Work to do:
Restate the whole listing word for word. Pictures are left out.

::::

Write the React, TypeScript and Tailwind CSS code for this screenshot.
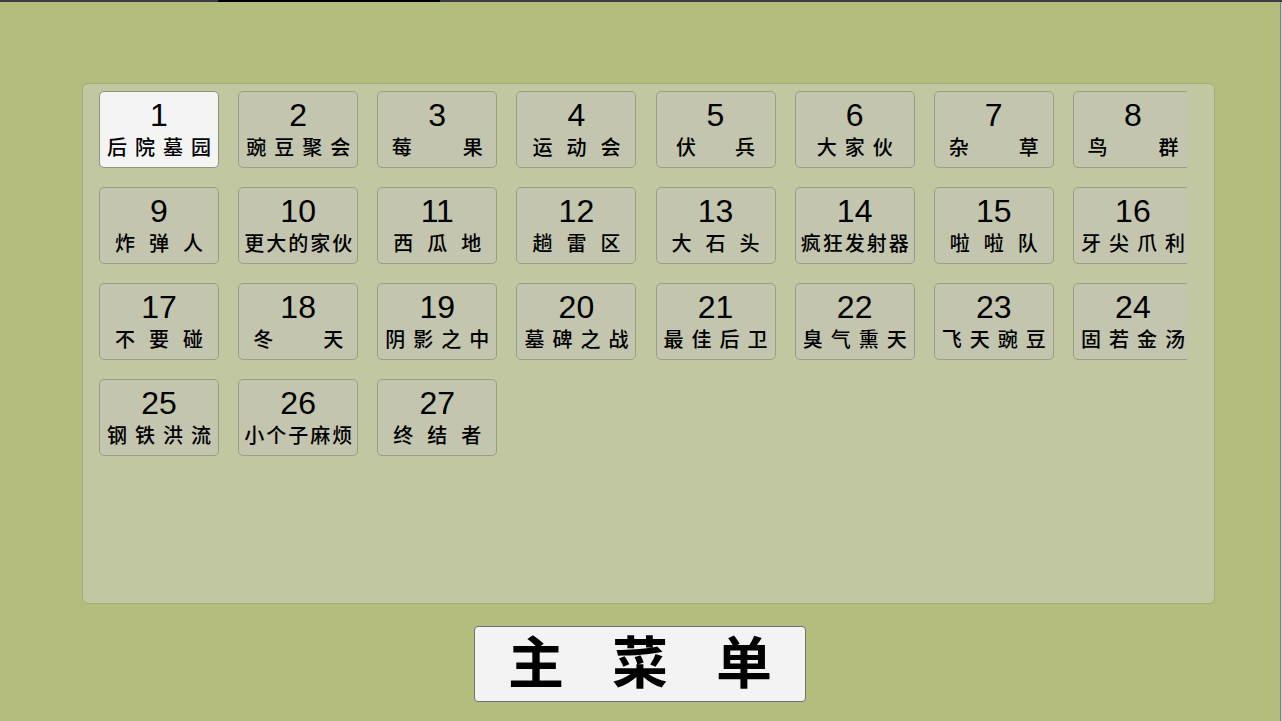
import React from 'react'

interface Level {
  num: number
  chars: string[]
  gap: string
}

// 关卡名按字拆开，gap 对应原图里每格文字的字距
const levels: Level[] = [
  { num: 1, chars: ['后', '院', '墓', '园'], gap: 'gap-[8px]' },
  { num: 2, chars: ['豌', '豆', '聚', '会'], gap: 'gap-[8px]' },
  { num: 3, chars: ['莓', '果'], gap: 'gap-[51px]' },
  { num: 4, chars: ['运', '动', '会'], gap: 'gap-[14px]' },
  { num: 5, chars: ['伏', '兵'], gap: 'gap-[39px]' },
  { num: 6, chars: ['大', '家', '伙'], gap: 'gap-[8px]' },
  { num: 7, chars: ['杂', '草'], gap: 'gap-[50px]' },
  { num: 8, chars: ['鸟', '群'], gap: 'gap-[51px]' },
  { num: 9, chars: ['炸', '弹', '人'], gap: 'gap-[14px]' },
  { num: 10, chars: ['更', '大', '的', '家', '伙'], gap: 'gap-[2px]' },
  { num: 11, chars: ['西', '瓜', '地'], gap: 'gap-[14px]' },
  { num: 12, chars: ['趟', '雷', '区'], gap: 'gap-[14px]' },
  { num: 13, chars: ['大', '石', '头'], gap: 'gap-[14px]' },
  { num: 14, chars: ['疯', '狂', '发', '射', '器'], gap: 'gap-[2px]' },
  { num: 15, chars: ['啦', '啦', '队'], gap: 'gap-[14px]' },
  { num: 16, chars: ['牙', '尖', '爪', '利'], gap: 'gap-[8px]' },
  { num: 17, chars: ['不', '要', '碰'], gap: 'gap-[14px]' },
  { num: 18, chars: ['冬', '天'], gap: 'gap-[50px]' },
  { num: 19, chars: ['阴', '影', '之', '中'], gap: 'gap-[8px]' },
  { num: 20, chars: ['墓', '碑', '之', '战'], gap: 'gap-[8px]' },
  { num: 21, chars: ['最', '佳', '后', '卫'], gap: 'gap-[8px]' },
  { num: 22, chars: ['臭', '气', '熏', '天'], gap: 'gap-[8px]' },
  { num: 23, chars: ['飞', '天', '豌', '豆'], gap: 'gap-[8px]' },
  { num: 24, chars: ['固', '若', '金', '汤'], gap: 'gap-[8px]' },
  { num: 25, chars: ['钢', '铁', '洪', '流'], gap: 'gap-[8px]' },
  { num: 26, chars: ['小', '个', '子', '麻', '烦'], gap: 'gap-[2px]' },
  { num: 27, chars: ['终', '结', '者'], gap: 'gap-[14px]' },
]

function LevelTile({ level, active }: { level: Level; active: boolean }) {
  return (
    <div
      className={`w-[120px] h-[77px] rounded-[5px] border flex flex-col items-center pt-[7px] ${
        active ? 'bg-[#f4f4f4] border-[#8f9378]' : 'bg-[#c3c5af] border-[#9a9e84]'
      }`}
    >
      <span className="text-[32px] leading-[32px] text-black font-['Liberation_Sans',Arial,sans-serif]">
        {level.num}
      </span>
      <div className={`mt-[6px] flex ${level.gap} text-[20px] leading-[20px] font-medium text-black font-['Noto_Sans_CJK_SC',sans-serif]`}>
        {level.chars.map((c, i) => (
          <span key={i}>{c}</span>
        ))}
      </div>
    </div>
  )
}

export default function App() {
  return (
    <div className="w-[1282px] h-[721px] flex bg-[#b5bd7e] overflow-hidden">
      <div className="w-[1280px] flex flex-col">
        {/* top strip */}
        <div className="h-[2px] flex">
          <div className="w-[218px] bg-[#3c3d44]" />
          <div className="w-[222px] bg-black" />
          <div className="flex-1 bg-[#3c3d44]" />
        </div>

        {/* level panel */}
        <div className="ml-[82px] mt-[81px] w-[1133px] h-[521px] rounded-[6px] border border-[#a5ac7c] bg-[#c1c7a0] pl-[16px] pt-[7px]">
          <div className="w-[1088px] overflow-hidden">
            <div className="grid grid-cols-[repeat(8,120px)] gap-x-[19.14px] gap-y-[19px] w-[1100px]">
              {levels.map((lv) => (
                <LevelTile key={lv.num} level={lv} active={lv.num === 1} />
              ))}
            </div>
          </div>
        </div>

        {/* main menu button */}
        <div className="mt-[22px] ml-[474px] w-[332px] h-[76px] rounded-[4px] border border-[#6e6e6e] bg-[#f3f3f3] flex items-center justify-center pb-[10px]">
          <div className="flex gap-[48px] text-[56px] leading-[56px] font-bold text-black font-['Noto_Sans_CJK_SC',sans-serif]">
            <span>主</span>
            <span>菜</span>
            <span>单</span>
          </div>
        </div>
      </div>

      {/* right edge */}
      <div className="w-[2px] flex flex-col">
        <div className="h-[2px] bg-[#3c3d44]" />
        <div className="flex-1 border-l border-[#7d7d7d] bg-[#cfcfcf]" />
      </div>
    </div>
  )
}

::::

Response to the exercise:
Write the React, TypeScript and Tailwind CSS code for this screenshot.
import React from 'react'

interface Level {
  num: number
  chars: string[]
  gap: string
}

// 关卡名按字拆开，gap 对应原图里每格文字的字距
const levels: Level[] = [
  { num: 1, chars: ['后', '院', '墓', '园'], gap: 'gap-[8px]' },
  { num: 2, chars: ['豌', '豆', '聚', '会'], gap: 'gap-[8px]' },
  { num: 3, chars: ['莓', '果'], gap: 'gap-[51px]' },
  { num: 4, chars: ['运', '动', '会'], gap: 'gap-[14px]' },
  { num: 5, chars: ['伏', '兵'], gap: 'gap-[39px]' },
  { num: 6, chars: ['大', '家', '伙'], gap: 'gap-[8px]' },
  { num: 7, chars: ['杂', '草'], gap: 'gap-[50px]' },
  { num: 8, chars: ['鸟', '群'], gap: 'gap-[51px]' },
  { num: 9, chars: ['炸', '弹', '人'], gap: 'gap-[14px]' },
  { num: 10, chars: ['更', '大', '的', '家', '伙'], gap: 'gap-[2px]' },
  { num: 11, chars: ['西', '瓜', '地'], gap: 'gap-[14px]' },
  { num: 12, chars: ['趟', '雷', '区'], gap: 'gap-[14px]' },
  { num: 13, chars: ['大', '石', '头'], gap: 'gap-[14px]' },
  { num: 14, chars: ['疯', '狂', '发', '射', '器'], gap: 'gap-[2px]' },
  { num: 15, chars: ['啦', '啦', '队'], gap: 'gap-[14px]' },
  { num: 16, chars: ['牙', '尖', '爪', '利'], gap: 'gap-[8px]' },
  { num: 17, chars: ['不', '要', '碰'], gap: 'gap-[14px]' },
  { num: 18, chars: ['冬', '天'], gap: 'gap-[50px]' },
  { num: 19, chars: ['阴', '影', '之', '中'], gap: 'gap-[8px]' },
  { num: 20, chars: ['墓', '碑', '之', '战'], gap: 'gap-[8px]' },
  { num: 21, chars: ['最', '佳', '后', '卫'], gap: 'gap-[8px]' },
  { num: 22, chars: ['臭', '气', '熏', '天'], gap: 'gap-[8px]' },
  { num: 23, chars: ['飞', '天', '豌', '豆'], gap: 'gap-[8px]' },
  { num: 24, chars: ['固', '若', '金', '汤'], gap: 'gap-[8px]' },
  { num: 25, chars: ['钢', '铁', '洪', '流'], gap: 'gap-[8px]' },
  { num: 26, chars: ['小', '个', '子', '麻', '烦'], gap: 'gap-[2px]' },
  { num: 27, chars: ['终', '结', '者'], gap: 'gap-[14px]' },
]

function LevelTile({ level, active }: { level: Level; active: boolean }) {
  return (
    <div
      className={`w-[120px] h-[77px] rounded-[5px] border flex flex-col items-center pt-[7px] ${
        active ? 'bg-[#f4f4f4] border-[#8f9378]' : 'bg-[#c3c5af] border-[#9a9e84]'
      }`}
    >
      <span className="text-[32px] leading-[32px] text-black font-['Liberation_Sans',Arial,sans-serif]">
        {level.num}
      </span>
      <div className={`mt-[6px] flex ${level.gap} text-[20px] leading-[20px] font-medium text-black font-['Noto_Sans_CJK_SC',sans-serif]`}>
        {level.chars.map((c, i) => (
          <span key={i}>{c}</span>
        ))}
      </div>
    </div>
  )
}

export default function App() {
  return (
    <div className="w-[1282px] h-[721px] flex bg-[#b5bd7e] overflow-hidden">
      <div className="w-[1280px] flex flex-col">
        {/* top strip */}
        <div className="h-[2px] flex">
          <div className="w-[218px] bg-[#3c3d44]" />
          <div className="w-[222px] bg-black" />
          <div className="flex-1 bg-[#3c3d44]" />
        </div>

        {/* level panel */}
        <div className="ml-[82px] mt-[81px] w-[1133px] h-[521px] rounded-[6px] border border-[#a5ac7c] bg-[#c1c7a0] pl-[16px] pt-[7px]">
          <div className="w-[1088px] overflow-hidden">
            <div className="grid grid-cols-[repeat(8,120px)] gap-x-[19.14px] gap-y-[19px] w-[1100px]">
              {levels.map((lv) => (
                <LevelTile key={lv.num} level={lv} active={lv.num === 1} />
              ))}
            </div>
          </div>
        </div>

        {/* main menu button */}
        <div className="mt-[22px] ml-[474px] w-[332px] h-[76px] rounded-[4px] border border-[#6e6e6e] bg-[#f3f3f3] flex items-center justify-center pb-[10px]">
          <div className="flex gap-[48px] text-[56px] leading-[56px] font-bold text-black font-['Noto_Sans_CJK_SC',sans-serif]">
            <span>主</span>
            <span>菜</span>
            <span>单</span>
          </div>
        </div>
      </div>

      {/* right edge */}
      <div className="w-[2px] flex flex-col">
        <div className="h-[2px] bg-[#3c3d44]" />
        <div className="flex-1 border-l border-[#7d7d7d] bg-[#cfcfcf]" />
      </div>
    </div>
  )
}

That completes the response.